Uncle Jang emerges as real power in North Korea
Late leader's brother-in-law will guide the 'Great Successor'
North Korea's anointed "Great Successor" Kim Jong-un will have to rule from under the thumb of an uncle widely regarded as "the regent" who is both coaching him on how to govern, and telling him what to do.
That is the view of South Korean analysts as Kim Jong-il lies in a glass coffin in Pyongyang and weeping mourners file by for a last glimpse of the man who ruled North Korea for 17 years before dying last Saturday.
Behind the scenes of mourning, a backstage plan to ensure a smooth transition of power has thrust Jang Song-thaek into the spotlight. The brother-in-law of the former leader is thought to wield the most power in the new North Korean administration and is joined by his wife Kim Kyong-hui, and the highest ranking military commander, General Ri Young-ho in the country's most powerful decision-making group.
Ha Tae-keung, director of a small short-wave radio station that broadcasts news into North Korea for two hours a day, believes Jang exercises the most power of all of those now scheming for influence in this time of transition.
"It's not a junta," Mr Ha said. "One person has the most power, and that's Jang."
Kim Jong-un, his father's third son, appears to be the unquestioned heir to the appearance of power but clearly will be following Jang's advice before attempting to assert his own authority.
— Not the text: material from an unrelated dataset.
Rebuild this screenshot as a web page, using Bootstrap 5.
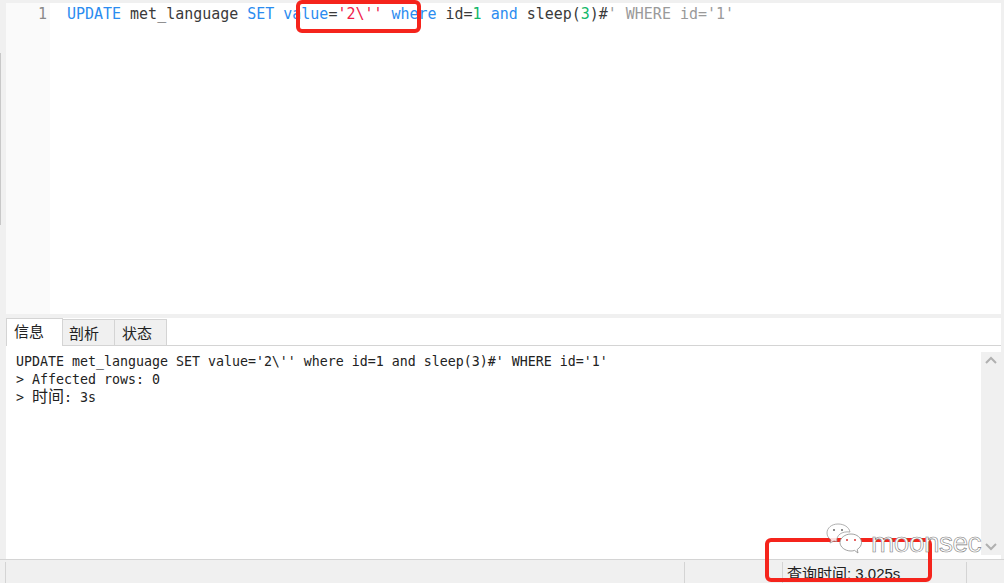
<!DOCTYPE html>
<html lang="zh">
<head>
<meta charset="utf-8">
<title>Query</title>
<link href="https://cdn.jsdelivr.net/npm/bootstrap@5.3.0/dist/css/bootstrap.min.css" rel="stylesheet">
<style>
html,body{height:100%;}
body{background:#fff;color:#222;overflow:hidden;font-family:"Liberation Sans","Noto Sans CJK SC",sans-serif;}
.shell{width:1004px;height:583px;padding:3px 3px 0 6px;position:relative;background:#f0f0f0;}
.editor{height:311px;background:#fff;font:14.98px/22px "DejaVu Sans Mono","Noto Sans CJK SC",monospace;}
.gutter{width:44px;background:#fafafa;color:#8a8a8a;text-align:right;padding:0 3px 0 0;}
.code{padding-left:17px;white-space:pre;color:#3a3a3a;}
.kw{color:#2b8cf0}.str{color:#f0204a}.num{color:#12b76a}.cmt{color:#9a9a9a}
.tabs{height:28px;margin-top:4px;background:#fff;border-bottom:1px solid #d4d4d4;}
.tabx{font-size:15px;line-height:27px;height:26px;width:52px;padding-left:6px;background:#f0f0f0;border:1px solid #d4d4d4;border-left:0;border-bottom:0;margin-top:1px;color:#222;}
.tabx.on{background:#fff;width:57px;height:28px;margin-top:0;padding-left:7px;line-height:25px;border-left:1px solid #d4d4d4;position:relative;}
.tabx.tail{padding-left:7px;}
.pane{height:213px;background:#fff;}
.log{padding:7px 0 0 10px;font:13.29px/18px "DejaVu Sans Mono","Noto Sans CJK SC",monospace;color:#222;white-space:pre;}
.han{font-size:16px;font-family:"Noto Sans CJK SC",sans-serif;line-height:0;}
.sbar{width:20px;margin-top:6px;height:203px;background:#f0f0f0;color:#b0b0b0;}
.statusx{height:24px;background:#f0f0f0;border-top:1px solid #d4d4d4;margin:0 -3px 0 -6px;font-size:15px;}
.cell{border-left:1px solid #d4d4d4;height:21px;margin-top:2px;}
.qt{line-height:24px;white-space:nowrap;padding-left:4px;color:#222;}
.scrollsliver{position:absolute;left:0;top:53px;width:1px;height:172px;background:#c8c8c8;}
.mark1{position:absolute;border:4px solid #f5241c;border-radius:6px;}
.m1{left:296px;top:0;width:125px;height:33px;}
.m2{left:765px;top:538px;width:167px;height:44px;}
.wm{position:absolute;left:826px;top:523px;display:flex;align-items:flex-start;gap:5px;}
.wmt{font:28px/1 "Liberation Sans",sans-serif;letter-spacing:-.5px;color:#fff;-webkit-text-stroke:.6px #7d7d7d;margin-top:6px;}
</style>
</head>
<body>
<div class="shell d-flex flex-column">
  <div class="editor d-flex">
    <div class="gutter flex-shrink-0">1</div>
    <div class="code"><span class="kw">UPDATE</span> met_language <span class="kw">SET</span> <span class="kw">value</span>=<span class="str">'2\''</span> <span class="kw">where</span> id=<span class="num">1</span> <span class="kw">and</span> sleep(<span class="num">3</span>)#<span class="cmt">' WHERE id='1'</span></div>
  </div>
  <div class="tabs d-flex">
    <div class="tabx on">信息</div>
    <div class="tabx">剖析</div>
    <div class="tabx tail">状态</div>
  </div>
  <div class="pane d-flex justify-content-between">
    <div class="log">UPDATE met_language SET value='2\'' where id=1 and sleep(3)#' WHERE id='1'
&gt; Affected rows: 0
&gt; <span class="han">时间</span>: 3s</div>
    <div class="sbar d-flex flex-column justify-content-between align-items-center py-1">
      <svg width="12" height="8" viewBox="0 0 12 8" fill="none" stroke="currentColor" stroke-width="2"><path d="M1 7l5-5 5 5"/></svg>
      <svg width="12" height="8" viewBox="0 0 12 8" fill="none" stroke="currentColor" stroke-width="2"><path d="M1 1l5 5 5-5"/></svg>
    </div>
  </div>
  <div class="statusx d-flex">
    <div class="cell" style="width:5px;border-left:0"></div>
    <div class="cell" style="width:679px"></div>
    <div class="cell" style="width:98px"></div>
    <div class="cell qt" style="width:184px">查询时间: 3.025s</div>
    <div class="cell flex-grow-1"></div>
  </div>
  <div class="scrollsliver"></div>
  <div class="mark1 m1"></div>
  <div class="mark1 m2"></div>
  <div class="wm">
    <svg width="40" height="34" viewBox="0 0 40 34" fill="#fff" stroke="#8b8b8b" stroke-width=".8"><path d="M12 1C5.500 1 1 5 1 10c0 3 1.500 5 4 7l-1 3 4-2c1 .3 2 .5 3 .5C10 12 16 8 24 9 23 4 18 1 12 1z" opacity=".85"/><path d="M25 11c-6 0-11 4-11 8.500S19 28 25 28c1.500 0 2.500-.2 3.500-.6L32 30l-.8-3.500c2.500-1.600 4.300-4 4.300-7C35.500 15 31 11 25 11z"/><circle cx="8" cy="7" r="1" fill="#666" stroke="none"/><circle cx="16" cy="7" r="1" fill="#666" stroke="none"/><circle cx="21" cy="17" r="1" fill="#d33" stroke="none"/><circle cx="29" cy="17" r="1" fill="#d33" stroke="none"/></svg>
    <span class="wmt">moonsec</span>
  </div>
</div>
</body>
</html>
Analysts in Seoul question however, whether Jang can remain so powerful without the patronage of Kim Jong-il. In the last photograph ever taken of Kim Jong-il, Jang is seen behind him and Kim Jong-un going down an escalator in a new luxury market.
However, Jang spent three years out of public view, from 2003 to 2006, after appearing overly ambitious as a party organiser responsible, among other things, for having drawn tens of thousands of the party faithful into the capital of Pyongyang from homes and posts elsewhere. Of key importance is how quickly the new leader can learn.
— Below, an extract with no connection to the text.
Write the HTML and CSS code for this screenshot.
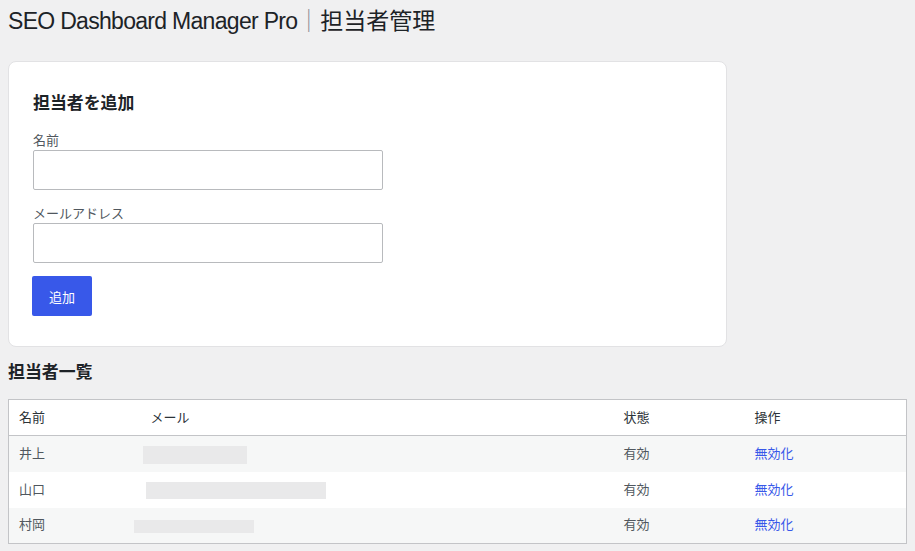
FILE: index.html
```html
<!DOCTYPE html>
<html lang="ja">
  <head>
    <meta charset="UTF-8" />
    <meta name="viewport" content="width=device-width, initial-scale=1.0" />
    <title>担当者管理</title>
    <link rel="stylesheet" href="styles.css">
  </head>
  <body>
    <div class="wrap">
      <h1 class="page-title"><span class="brand">SEO Dashboard Manager Pro</span><span class="divider">｜</span>担当者管理</h1>

      <div class="card">
        <h2 class="section-title">担当者を追加</h2>
        <form class="add-form">
          <label class="field-label" for="staffName">名前</label>
          <input class="text-input" type="text" id="staffName" />
          <label class="field-label" for="staffEmail">メールアドレス</label>
          <input class="text-input" type="email" id="staffEmail" />
          <button class="primary-button" type="button">追加</button>
        </form>
      </div>

      <h2 class="section-title list-title">担当者一覧</h2>
      <table class="staff-table">
        <thead>
          <tr>
            <th class="col-name">名前</th>
            <th class="col-mail">メール</th>
            <th class="col-status">状態</th>
            <th class="col-action">操作</th>
          </tr>
        </thead>
        <tbody>
          <tr>
            <td>井上</td>
            <td><span class="redacted redacted-a"></span></td>
            <td>有効</td>
            <td><a class="row-link" href="#">無効化</a></td>
          </tr>
          <tr>
            <td>山口</td>
            <td><span class="redacted redacted-b"></span></td>
            <td>有効</td>
            <td><a class="row-link" href="#">無効化</a></td>
          </tr>
          <tr>
            <td>村岡</td>
            <td><span class="redacted redacted-c"></span></td>
            <td>有効</td>
            <td><a class="row-link" href="#">無効化</a></td>
          </tr>
        </tbody>
      </table>
    </div>
  </body>
</html>
```

FILE: styles.css
```css
body {
  margin: 0;
  background-color: #f0f0f1;
  color: #1d2327;
  font-family: "Liberation Sans", "Noto Sans CJK JP", sans-serif;
  font-size: 13px;
}

.wrap {
  padding: 0 8px;
}

.page-title {
  font-size: 23px;
  font-weight: 400;
  line-height: 30px;
  margin: 0;
  padding: 6px 0 0 0;
}

.page-title .brand {
  letter-spacing: -0.7px;
}

.page-title .divider {
  color: #8c8f94;
}

.card {
  width: 719px;
  box-sizing: border-box;
  margin-top: 25px;
  padding: 30px 24px 30px 24px;
  background-color: #fff;
  border: 1px solid #e2e2e4;
  border-radius: 8px;
}

.section-title {
  font-size: 16.9px;
  font-weight: 700;
  line-height: 24px;
  margin: 0;
}

.add-form {
  display: flex;
  flex-direction: column;
  align-items: flex-start;
  margin-top: 16px;
}

.field-label {
  color: #50575e;
  line-height: 18px;
  margin-bottom: 0;
}

.text-input {
  width: 350px;
  height: 40px;
  box-sizing: border-box;
  border: 1px solid #b8babd;
  border-radius: 2px;
  background: #fff;
  margin: 0 0 15px 0;
  padding: 0 8px;
}

.primary-button {
  width: 60px;
  height: 40px;
  margin-top: -2px;
  margin-left: -1px;
  background-color: #3858e9;
  color: #fff;
  border: none;
  border-radius: 2px;
  font-family: "Liberation Sans", "Noto Sans CJK JP", sans-serif;
  font-size: 13px;
  cursor: pointer;
}

.list-title {
  margin-top: 14px;
}

.staff-table {
  width: 899px;
  margin-top: 14px;
  border-collapse: collapse;
  border: 1px solid #c3c4c7;
  background-color: #fff;
}

.staff-table th,
.staff-table td {
  height: 36px;
  box-sizing: border-box;
  padding: 0 10px;
  text-align: left;
  vertical-align: middle;
  line-height: 18px;
}

.staff-table th {
  font-weight: 400;
  color: #2c3338;
  border-bottom: 1px solid #c3c4c7;
}

.staff-table td {
  color: #50575e;
}

.staff-table tbody tr:nth-child(odd) {
  background-color: #f6f7f7;
}

.col-name {
  width: 132px;
}

.col-status {
  width: 131px;
}

.col-action {
  width: 162px;
}

.row-link {
  color: #3858e9;
  text-decoration: none;
}

.redacted {
  display: block;
  background-color: #e9e9ea;
}

.redacted-a {
  width: 104px;
  height: 18px;
  margin: 2px 0 0 -8px;
}

.redacted-b {
  width: 180px;
  height: 17px;
  margin: 2px 0 0 -5px;
}

.redacted-c {
  width: 120px;
  height: 13px;
  margin: 2px 0 0 -17px;
}
```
Over the last 18 months his father led him on numerous trips of military installations, factories and farms in a desperate effort to teach him how to govern. Kim Jong-un now holds top posts in the party, the government and the military establishment but, still in his late 20s, has never had actual responsibility in a real job.
Shim Jae-hoon, a political analyst, questions the new leader's credentials. Kim Jong-un is "very much untested quantity. He's too young for job," he said. The principal value of Kim Jong-un, for now, said Shim, is that he "symbolises the house of Kim" – that is, Kim Il-sung, the "Great Leader" who ruled with an iron fist for nearly 50 years before passing on power to his son, Kim Jong-il, and dying in 1994.
Ahead of Kim Jong-il's funeral next week, North Korea was sealing its northern border with China. Conscious that most of its military will be in the capital, and that the Chinese border is an area favoured by would-be deserters, the North Koreans have locked down border crossings, stymieing trade and communications.
In South Korea there was embarrassment for the intelligence agencies yesterday when officials faced a barrage of criticism over not knowing of Kim Jong-il's death before North Korea's state media announced it on Monday, 50 hours after he died.
After stumbling under questioning from members of the National Assembly, officials were humiliated by a report yesterday that the Chinese may have known about Kim's death within hours after he reportedly collapsed and died on a train.
JoongAng Ilbo, a leading South Korean newspaper, quoted Chinese sources saying China's ambassador to North Korea told his government of Kim's death on the same day.
South Korea's foreign ministry had insisted that China did not get word well in advance, but the sense remains that South Korea's intelligence service is playing catch-up on an event it should have known about first.